Base Benchmark API

Tags reference python-api contributor

The benchbox.base module provides the foundational abstract class that all benchmarks inherit from.

Overview

Every benchmark in BenchBox extends BaseBenchmark, which provides a standardized interface for:

  • Data generation and schema setup

  • Query execution and timing

  • Platform adapter integration

  • SQL dialect translation

  • Results collection and formatting

This abstraction ensures consistent behavior across all benchmark implementations (TPC-H, TPC-DS, ClickBench, etc.).

Quick Example

from benchbox.tpch import TPCH
from benchbox.platforms import DuckDBAdapter

# Create benchmark instance
benchmark = TPCH(scale_factor=0.01)

# Generate data files
data_files = benchmark.generate_data()

# Run with platform adapter
adapter = DuckDBAdapter()
results = benchmark.run_with_platform(adapter)
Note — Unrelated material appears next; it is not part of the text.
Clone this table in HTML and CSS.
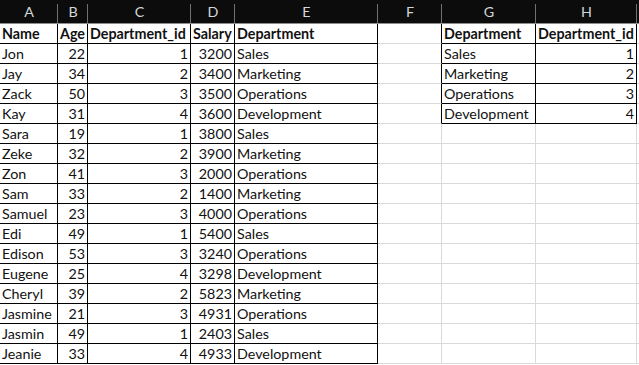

print(f"Completed {results.successful_queries}/{results.total_queries} queries")
print(f"Average query time: {results.average_query_time:.3f}s")

Core Classes

class BaseBenchmark(scale_factor=1.0, output_dir=None, **kwargs)[source]

Bases: VerbosityMixin, ABC

Base class for all benchmarks.

All benchmarks inherit from this class.

__init__(scale_factor=1.0, output_dir=None, **kwargs)[source]

Initialize a benchmark.

Parameters:
  • scale_factor (float) – Scale factor (1.0 = standard size)

  • output_dir (str | Path | None) – Data output directory

  • **kwargs (Any) – Additional options

get_data_source_benchmark()[source]

Return the canonical source benchmark when data is shared.

Benchmarks that reuse data generated by another benchmark (for example, Primitives reusing TPC-H datasets) should override this method and return the lower-case identifier of the source benchmark. Benchmarks that produce their own data should return None (default).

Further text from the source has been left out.